Record extracts →
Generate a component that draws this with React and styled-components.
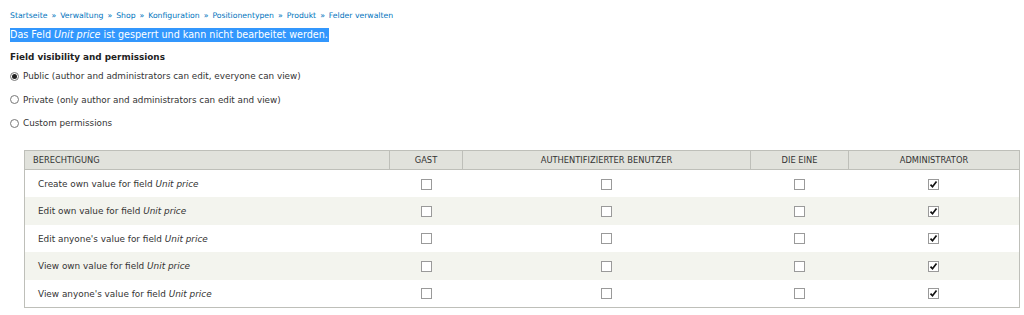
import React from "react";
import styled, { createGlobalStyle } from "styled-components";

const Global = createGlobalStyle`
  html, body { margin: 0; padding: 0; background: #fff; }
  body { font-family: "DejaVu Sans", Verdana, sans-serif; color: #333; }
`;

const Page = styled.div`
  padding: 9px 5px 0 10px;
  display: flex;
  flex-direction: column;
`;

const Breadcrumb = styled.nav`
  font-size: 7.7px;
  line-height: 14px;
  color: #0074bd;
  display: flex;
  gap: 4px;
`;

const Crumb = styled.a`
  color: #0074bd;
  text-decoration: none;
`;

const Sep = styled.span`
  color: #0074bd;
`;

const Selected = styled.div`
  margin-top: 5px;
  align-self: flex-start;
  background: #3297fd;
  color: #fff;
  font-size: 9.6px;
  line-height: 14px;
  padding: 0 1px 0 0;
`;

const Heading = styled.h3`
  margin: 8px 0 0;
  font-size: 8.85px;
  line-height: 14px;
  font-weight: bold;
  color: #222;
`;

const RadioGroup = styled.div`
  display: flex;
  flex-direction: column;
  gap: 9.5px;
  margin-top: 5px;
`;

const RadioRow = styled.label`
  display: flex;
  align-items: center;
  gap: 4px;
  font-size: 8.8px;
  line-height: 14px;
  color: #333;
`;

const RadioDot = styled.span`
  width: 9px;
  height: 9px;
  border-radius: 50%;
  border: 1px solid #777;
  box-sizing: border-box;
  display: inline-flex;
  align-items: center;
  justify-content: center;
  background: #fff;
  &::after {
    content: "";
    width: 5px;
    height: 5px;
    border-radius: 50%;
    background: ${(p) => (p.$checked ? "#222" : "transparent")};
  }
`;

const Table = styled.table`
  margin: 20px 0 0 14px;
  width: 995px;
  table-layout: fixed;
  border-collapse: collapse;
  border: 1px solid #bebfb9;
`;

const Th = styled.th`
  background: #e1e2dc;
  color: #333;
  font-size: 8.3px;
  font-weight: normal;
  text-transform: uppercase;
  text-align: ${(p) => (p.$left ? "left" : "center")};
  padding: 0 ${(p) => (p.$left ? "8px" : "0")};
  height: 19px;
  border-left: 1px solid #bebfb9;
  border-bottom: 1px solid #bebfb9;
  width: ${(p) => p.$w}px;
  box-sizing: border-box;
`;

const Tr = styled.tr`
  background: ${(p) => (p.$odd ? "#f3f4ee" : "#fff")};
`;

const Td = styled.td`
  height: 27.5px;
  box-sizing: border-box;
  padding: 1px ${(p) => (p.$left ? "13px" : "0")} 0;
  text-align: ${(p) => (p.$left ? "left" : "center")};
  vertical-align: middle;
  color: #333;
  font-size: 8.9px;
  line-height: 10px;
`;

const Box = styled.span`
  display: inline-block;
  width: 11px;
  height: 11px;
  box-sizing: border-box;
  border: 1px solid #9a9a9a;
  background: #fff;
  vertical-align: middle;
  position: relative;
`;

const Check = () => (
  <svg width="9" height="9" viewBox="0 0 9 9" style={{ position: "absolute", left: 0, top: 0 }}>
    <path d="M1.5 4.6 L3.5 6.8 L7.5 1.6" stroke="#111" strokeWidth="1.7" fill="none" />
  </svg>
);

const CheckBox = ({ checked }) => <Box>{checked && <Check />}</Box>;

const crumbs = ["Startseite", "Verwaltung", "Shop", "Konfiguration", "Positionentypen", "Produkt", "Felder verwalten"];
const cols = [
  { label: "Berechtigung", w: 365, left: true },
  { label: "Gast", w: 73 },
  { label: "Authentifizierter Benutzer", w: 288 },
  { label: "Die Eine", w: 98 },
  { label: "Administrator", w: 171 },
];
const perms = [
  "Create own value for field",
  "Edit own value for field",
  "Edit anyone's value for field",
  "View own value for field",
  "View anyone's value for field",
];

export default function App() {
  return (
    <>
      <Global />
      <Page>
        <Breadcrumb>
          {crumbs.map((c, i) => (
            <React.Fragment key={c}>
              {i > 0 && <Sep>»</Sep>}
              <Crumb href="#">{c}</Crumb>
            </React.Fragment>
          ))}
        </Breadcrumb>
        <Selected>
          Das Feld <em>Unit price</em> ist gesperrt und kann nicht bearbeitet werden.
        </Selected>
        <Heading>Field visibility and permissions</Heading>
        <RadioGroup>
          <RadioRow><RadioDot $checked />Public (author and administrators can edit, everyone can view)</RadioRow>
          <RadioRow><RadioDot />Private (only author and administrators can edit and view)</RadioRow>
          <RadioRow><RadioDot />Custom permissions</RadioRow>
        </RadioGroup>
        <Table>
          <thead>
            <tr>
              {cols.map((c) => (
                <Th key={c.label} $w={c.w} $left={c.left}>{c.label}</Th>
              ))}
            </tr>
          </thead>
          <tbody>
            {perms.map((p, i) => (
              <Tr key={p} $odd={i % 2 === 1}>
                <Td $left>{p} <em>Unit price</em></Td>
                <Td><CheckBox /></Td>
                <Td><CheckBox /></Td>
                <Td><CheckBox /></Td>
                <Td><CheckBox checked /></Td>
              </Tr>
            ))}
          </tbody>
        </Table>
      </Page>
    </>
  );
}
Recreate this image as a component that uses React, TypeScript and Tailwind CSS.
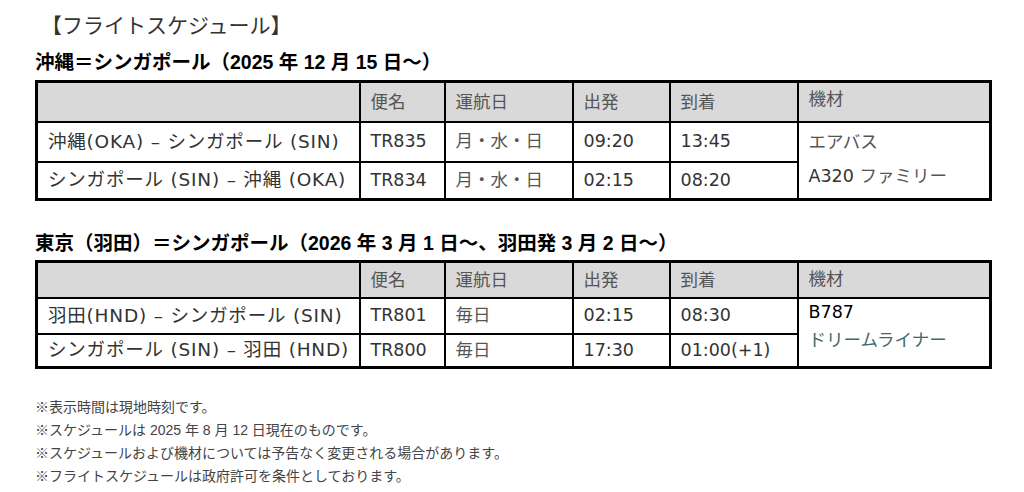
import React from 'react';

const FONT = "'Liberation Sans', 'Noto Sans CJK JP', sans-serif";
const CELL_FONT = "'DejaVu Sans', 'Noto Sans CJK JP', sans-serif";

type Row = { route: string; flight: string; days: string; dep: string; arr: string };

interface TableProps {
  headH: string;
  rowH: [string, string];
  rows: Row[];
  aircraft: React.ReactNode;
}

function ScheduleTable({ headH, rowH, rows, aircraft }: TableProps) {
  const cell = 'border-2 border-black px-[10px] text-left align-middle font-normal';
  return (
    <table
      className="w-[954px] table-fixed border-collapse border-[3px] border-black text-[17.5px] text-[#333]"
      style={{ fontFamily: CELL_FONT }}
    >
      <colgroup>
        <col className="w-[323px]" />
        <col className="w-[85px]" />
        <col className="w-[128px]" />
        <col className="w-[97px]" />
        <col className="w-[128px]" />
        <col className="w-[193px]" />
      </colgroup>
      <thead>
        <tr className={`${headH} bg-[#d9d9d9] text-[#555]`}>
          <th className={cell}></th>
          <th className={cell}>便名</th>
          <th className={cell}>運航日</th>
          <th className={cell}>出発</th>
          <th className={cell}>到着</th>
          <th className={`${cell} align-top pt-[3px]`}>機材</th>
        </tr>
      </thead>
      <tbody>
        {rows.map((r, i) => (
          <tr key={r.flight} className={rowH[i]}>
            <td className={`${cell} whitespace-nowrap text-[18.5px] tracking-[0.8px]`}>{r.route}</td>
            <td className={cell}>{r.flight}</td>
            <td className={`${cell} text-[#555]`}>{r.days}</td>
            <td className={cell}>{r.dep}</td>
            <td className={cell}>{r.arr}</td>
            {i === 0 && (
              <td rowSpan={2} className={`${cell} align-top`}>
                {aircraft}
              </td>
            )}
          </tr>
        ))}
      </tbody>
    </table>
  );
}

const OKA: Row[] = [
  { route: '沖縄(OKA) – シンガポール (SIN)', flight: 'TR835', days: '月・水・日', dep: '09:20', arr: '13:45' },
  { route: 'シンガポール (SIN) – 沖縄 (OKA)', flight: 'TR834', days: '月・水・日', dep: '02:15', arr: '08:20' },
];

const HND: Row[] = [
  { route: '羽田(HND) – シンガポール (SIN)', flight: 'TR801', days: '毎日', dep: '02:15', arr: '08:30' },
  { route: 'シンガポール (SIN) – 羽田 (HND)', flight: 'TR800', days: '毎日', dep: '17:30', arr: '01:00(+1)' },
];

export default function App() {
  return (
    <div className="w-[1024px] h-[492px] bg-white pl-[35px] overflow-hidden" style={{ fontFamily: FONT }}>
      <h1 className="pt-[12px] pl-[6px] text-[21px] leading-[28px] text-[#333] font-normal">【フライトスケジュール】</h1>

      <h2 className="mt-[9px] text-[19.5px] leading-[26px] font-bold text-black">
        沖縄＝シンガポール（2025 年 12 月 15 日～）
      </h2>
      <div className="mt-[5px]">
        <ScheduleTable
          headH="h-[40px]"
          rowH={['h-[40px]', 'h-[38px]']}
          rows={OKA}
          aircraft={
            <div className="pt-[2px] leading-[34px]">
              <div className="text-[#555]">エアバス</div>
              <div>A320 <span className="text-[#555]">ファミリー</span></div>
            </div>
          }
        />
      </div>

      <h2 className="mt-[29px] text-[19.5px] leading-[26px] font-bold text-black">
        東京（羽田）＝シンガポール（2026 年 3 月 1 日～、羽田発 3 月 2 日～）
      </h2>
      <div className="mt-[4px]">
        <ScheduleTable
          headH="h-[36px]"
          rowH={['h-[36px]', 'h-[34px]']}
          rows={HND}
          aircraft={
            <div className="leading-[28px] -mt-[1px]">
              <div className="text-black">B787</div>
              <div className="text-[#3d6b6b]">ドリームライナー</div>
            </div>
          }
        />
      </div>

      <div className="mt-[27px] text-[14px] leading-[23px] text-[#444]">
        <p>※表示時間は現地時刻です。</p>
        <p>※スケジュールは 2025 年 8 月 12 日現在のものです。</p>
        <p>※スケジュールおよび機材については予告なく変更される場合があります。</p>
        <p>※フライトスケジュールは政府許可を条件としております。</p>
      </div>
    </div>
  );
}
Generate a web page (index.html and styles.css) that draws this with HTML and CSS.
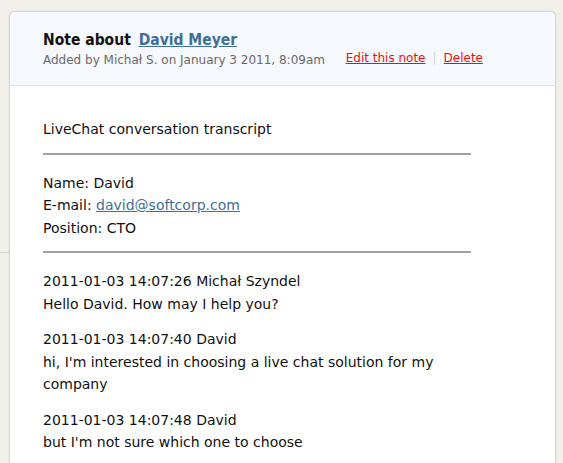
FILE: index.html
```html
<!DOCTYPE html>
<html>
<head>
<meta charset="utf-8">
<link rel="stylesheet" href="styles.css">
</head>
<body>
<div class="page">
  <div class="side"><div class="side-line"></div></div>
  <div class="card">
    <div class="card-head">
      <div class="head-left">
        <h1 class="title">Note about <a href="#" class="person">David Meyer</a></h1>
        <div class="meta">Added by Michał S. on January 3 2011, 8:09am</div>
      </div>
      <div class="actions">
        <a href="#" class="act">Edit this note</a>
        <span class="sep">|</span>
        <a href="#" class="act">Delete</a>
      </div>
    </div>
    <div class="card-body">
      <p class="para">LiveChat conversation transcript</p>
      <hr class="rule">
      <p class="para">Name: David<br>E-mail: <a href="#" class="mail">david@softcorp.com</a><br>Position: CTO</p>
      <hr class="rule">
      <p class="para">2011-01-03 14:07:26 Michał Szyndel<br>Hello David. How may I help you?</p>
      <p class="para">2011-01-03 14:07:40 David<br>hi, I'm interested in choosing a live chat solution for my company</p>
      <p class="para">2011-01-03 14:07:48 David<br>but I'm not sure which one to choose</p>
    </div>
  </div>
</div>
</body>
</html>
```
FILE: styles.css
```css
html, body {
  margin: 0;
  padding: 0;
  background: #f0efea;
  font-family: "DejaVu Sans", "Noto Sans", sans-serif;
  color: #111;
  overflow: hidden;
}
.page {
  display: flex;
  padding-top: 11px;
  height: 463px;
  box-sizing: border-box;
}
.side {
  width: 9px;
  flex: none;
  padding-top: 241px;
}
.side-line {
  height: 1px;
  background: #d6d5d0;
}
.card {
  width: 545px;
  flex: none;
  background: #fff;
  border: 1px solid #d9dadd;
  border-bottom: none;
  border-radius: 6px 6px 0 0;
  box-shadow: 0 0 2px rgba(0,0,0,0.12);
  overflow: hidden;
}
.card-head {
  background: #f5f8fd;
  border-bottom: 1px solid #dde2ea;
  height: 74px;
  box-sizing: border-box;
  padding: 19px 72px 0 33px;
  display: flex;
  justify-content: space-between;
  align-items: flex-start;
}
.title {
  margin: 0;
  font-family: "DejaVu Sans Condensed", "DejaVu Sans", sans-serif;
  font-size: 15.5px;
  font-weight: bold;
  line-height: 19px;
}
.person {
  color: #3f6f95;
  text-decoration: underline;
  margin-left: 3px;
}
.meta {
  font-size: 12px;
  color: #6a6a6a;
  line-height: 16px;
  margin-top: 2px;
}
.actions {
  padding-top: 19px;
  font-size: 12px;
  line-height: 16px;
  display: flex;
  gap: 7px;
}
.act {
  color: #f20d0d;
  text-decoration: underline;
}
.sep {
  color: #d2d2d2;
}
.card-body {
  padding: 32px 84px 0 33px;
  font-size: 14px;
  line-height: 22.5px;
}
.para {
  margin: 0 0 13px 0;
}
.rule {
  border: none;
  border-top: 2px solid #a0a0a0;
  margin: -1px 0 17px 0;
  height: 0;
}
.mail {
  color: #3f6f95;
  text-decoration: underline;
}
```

What to do →
Return every line above in which the string "index" occurs.

Response to this exercise →
Generate a web page (index.html and styles.css) that draws this with HTML and CSS.
FILE: index.html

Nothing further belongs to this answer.